Opinion experts suggest that the effectiveness of the antiabortion movement has bumped up against other trends - such as higher education levels and less affiliation with organized religion - that might otherwise have liberalized opinion toward abortion. When framed around the question of whose choice an abortion decision should be, the public clearly favors the woman. Two-thirds of the public also consistently oppose overturning Roe.
Still, the way abortion is perceived has evolved since 1973. At the time of Roe, discussion centered on the woman's rights. But the rise of technology has altered that.
"All the remarkable developments in fetology and the images we now have of an embryo - how quickly you start to get all those characteristics that we call human, measurable brain activity, and so on - have made it impossible for anyone to make a coherent argument that it's just a blob that isn't human yet," says Jean Bethke Elshtain, a professor at the University of Chicago divinity school. "Clearly, it's a nascent human being.
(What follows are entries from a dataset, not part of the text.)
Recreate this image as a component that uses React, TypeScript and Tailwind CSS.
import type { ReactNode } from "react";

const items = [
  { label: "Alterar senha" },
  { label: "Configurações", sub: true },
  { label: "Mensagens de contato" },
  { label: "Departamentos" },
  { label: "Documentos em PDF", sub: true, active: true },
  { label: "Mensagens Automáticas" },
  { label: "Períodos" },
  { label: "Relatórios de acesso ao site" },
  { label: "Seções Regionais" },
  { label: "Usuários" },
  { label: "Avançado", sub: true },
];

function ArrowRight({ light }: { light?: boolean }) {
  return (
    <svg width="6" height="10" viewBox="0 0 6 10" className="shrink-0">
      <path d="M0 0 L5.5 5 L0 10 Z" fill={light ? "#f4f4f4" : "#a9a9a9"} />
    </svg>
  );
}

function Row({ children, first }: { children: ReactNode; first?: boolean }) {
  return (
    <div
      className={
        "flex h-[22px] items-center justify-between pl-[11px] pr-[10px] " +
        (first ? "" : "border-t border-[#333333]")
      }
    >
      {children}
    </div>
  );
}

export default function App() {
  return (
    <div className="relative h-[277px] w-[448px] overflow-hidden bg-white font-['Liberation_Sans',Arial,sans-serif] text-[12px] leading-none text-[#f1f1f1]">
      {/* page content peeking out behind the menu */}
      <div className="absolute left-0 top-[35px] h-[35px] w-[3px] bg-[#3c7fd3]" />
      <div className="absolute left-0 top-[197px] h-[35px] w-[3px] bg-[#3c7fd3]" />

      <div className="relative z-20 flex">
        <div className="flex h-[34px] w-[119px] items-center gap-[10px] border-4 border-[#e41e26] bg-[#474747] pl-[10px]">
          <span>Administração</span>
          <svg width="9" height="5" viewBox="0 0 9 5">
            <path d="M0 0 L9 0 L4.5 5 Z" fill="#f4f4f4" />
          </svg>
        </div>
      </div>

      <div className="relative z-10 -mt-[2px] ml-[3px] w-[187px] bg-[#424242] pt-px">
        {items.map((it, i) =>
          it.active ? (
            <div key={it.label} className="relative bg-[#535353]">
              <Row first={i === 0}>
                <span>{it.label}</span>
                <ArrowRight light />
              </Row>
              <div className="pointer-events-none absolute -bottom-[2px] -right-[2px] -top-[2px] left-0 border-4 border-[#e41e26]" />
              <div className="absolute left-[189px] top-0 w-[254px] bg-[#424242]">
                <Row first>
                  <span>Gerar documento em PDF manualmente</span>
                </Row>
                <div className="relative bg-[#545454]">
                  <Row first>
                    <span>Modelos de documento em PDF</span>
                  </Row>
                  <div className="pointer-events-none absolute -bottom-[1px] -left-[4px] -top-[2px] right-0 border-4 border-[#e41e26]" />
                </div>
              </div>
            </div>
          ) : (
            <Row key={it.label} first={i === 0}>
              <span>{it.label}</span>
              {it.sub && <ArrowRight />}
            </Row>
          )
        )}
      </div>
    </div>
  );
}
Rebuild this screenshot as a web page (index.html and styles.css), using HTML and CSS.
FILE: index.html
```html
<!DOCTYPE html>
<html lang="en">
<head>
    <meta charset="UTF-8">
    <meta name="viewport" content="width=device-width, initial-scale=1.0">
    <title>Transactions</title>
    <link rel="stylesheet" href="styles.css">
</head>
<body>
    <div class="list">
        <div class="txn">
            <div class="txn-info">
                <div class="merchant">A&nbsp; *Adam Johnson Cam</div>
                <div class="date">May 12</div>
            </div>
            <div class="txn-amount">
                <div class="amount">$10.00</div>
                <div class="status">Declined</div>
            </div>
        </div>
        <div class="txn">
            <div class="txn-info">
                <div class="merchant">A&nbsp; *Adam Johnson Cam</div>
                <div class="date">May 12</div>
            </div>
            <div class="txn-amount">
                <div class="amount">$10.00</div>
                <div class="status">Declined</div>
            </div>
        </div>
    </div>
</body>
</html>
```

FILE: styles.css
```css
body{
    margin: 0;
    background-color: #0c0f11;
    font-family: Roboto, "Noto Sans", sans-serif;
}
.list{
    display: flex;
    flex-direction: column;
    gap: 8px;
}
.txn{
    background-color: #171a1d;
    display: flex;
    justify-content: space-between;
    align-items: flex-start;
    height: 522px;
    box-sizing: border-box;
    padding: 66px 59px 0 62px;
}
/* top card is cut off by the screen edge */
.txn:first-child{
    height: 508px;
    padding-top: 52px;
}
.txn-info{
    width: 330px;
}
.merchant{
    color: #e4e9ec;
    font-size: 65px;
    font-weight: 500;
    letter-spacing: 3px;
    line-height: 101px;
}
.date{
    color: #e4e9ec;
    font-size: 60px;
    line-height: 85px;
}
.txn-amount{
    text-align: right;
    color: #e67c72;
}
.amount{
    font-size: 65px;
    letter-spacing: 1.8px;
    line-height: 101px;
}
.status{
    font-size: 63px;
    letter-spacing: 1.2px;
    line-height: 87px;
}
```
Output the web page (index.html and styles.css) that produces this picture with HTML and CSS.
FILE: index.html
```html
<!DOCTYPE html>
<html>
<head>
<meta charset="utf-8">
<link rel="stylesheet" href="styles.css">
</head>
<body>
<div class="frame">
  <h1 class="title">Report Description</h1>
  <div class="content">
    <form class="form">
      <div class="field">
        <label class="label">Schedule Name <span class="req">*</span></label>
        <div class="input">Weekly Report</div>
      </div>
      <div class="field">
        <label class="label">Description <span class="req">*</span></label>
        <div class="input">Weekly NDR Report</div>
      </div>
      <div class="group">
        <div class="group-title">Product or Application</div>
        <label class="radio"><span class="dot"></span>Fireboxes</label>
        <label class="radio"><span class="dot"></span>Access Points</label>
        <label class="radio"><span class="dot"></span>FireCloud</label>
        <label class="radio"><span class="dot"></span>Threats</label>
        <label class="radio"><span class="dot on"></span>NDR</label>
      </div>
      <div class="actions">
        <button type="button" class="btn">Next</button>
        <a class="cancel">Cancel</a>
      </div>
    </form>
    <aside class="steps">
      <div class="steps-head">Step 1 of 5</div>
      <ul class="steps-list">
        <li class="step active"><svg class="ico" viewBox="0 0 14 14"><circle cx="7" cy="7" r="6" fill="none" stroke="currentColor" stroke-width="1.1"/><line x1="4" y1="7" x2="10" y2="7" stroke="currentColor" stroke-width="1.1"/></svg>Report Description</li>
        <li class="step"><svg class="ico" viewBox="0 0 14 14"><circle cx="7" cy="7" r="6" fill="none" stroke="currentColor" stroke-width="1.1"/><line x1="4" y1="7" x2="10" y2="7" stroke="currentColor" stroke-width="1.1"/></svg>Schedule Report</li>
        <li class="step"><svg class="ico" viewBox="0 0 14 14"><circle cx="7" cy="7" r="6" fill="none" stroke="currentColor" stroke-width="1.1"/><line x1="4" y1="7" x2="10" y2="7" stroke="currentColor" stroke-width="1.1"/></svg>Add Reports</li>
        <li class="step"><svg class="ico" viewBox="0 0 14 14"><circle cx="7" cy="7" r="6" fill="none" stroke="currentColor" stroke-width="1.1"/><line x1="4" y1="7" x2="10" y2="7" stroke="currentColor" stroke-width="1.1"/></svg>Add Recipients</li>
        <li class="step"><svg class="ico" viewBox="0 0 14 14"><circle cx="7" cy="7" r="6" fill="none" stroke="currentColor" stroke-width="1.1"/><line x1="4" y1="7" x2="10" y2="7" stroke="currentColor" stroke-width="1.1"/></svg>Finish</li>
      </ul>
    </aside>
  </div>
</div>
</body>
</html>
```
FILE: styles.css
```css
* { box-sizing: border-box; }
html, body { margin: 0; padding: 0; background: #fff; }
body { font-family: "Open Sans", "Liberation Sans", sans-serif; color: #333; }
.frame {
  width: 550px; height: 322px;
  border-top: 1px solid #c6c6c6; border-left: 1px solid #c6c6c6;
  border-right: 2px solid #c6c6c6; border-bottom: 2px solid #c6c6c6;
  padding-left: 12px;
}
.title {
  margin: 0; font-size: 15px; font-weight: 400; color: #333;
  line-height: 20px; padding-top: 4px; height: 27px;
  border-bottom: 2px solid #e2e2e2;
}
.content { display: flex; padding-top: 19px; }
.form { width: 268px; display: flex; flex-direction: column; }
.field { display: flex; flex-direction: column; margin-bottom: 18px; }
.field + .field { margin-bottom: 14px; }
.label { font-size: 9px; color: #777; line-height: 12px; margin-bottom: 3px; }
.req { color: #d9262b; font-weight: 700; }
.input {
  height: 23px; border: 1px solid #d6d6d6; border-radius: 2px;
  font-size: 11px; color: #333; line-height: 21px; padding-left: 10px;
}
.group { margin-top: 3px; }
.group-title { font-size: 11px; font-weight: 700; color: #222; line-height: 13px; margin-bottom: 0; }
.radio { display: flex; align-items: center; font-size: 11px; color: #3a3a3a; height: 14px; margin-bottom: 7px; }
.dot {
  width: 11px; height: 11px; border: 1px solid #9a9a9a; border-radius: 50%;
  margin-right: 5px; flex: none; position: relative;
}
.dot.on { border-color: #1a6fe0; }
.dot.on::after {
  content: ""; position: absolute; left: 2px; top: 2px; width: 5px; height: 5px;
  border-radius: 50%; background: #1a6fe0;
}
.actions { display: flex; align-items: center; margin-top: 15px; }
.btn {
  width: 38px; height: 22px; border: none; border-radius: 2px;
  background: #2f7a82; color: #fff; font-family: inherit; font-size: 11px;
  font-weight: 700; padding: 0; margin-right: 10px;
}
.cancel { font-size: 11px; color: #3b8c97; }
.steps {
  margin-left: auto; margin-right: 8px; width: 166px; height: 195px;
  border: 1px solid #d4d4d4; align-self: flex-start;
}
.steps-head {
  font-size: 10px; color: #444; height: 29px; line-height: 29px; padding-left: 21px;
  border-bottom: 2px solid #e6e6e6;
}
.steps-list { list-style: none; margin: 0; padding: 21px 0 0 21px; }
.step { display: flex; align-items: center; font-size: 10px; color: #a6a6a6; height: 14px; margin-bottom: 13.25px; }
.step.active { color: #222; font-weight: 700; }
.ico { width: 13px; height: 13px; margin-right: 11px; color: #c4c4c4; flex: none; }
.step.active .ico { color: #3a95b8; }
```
It's not going to be a giraffe."
What makes America's abortion wars so remarkable is how public and political they've been. Part of that speaks to the larger US cultural mosaic - the conflicts of a country that is both deeply religious and committed to secularism, a nation that invented modern feminism but remains ambivalent about women's roles. America's highly legalistic culture has also made it inevitable that a matter as private as reproduction would wind up in the courts.
Has 30 years of legalized abortion made Americans more cavalier on issues of human life, as some antiabortion advocates had warned?
Not necessarily: On physician-assisted suicide and euthanasia, Americans remain queasy, ethicists say. Public discomfort over the use of embryonic stem cells and human cloning has also shown that "there is still a moral seriousness in the American people that is quite uplifting," says Professor Elshtain.
Looked at another way, it's not necessarily true that banning abortion would enhance respect for life. Consider Romania under former President Nicolae Ceaucescu, says Ms. Kissling of Catholics for Free Choice: Abortion was strictly illegal - and unwanted children packed orphanages.
But abortion critics also say that, in fact, women facing unwanted pregnancies in this country don't have as much "choice" as the abortion-rights side claims.
"As a woman, my concern with 30 years of Roe is that it has created an abortion mentality," says Carrie Gordon Earll, a bioethics analyst at Focus on the Family, a conservative organization based in Colorado Springs.
"Even though most Americans don't like abortion," she says, "it has become the cultural default - almost an automatic assumption that a woman in a less-than-ideal pregnancy will at least consider it."
Since Roe, support systems that existed to help women with unwanted pregnancies - such as homes for unwed mothers - have shrunk. A classic cry among abortion-rights forces has been that abortion critics care more about the unborn than the born.
But in recent years, the antiabortion movement has built up a network of crisis-pregnancy centers - clinics where pregnant women can go for help with prenatal and postnatal care. Care Net, an umbrella organization for these centers in Sterling, Va., estimates that there are now about 2,500 in the US; in 1980, there were less than 500.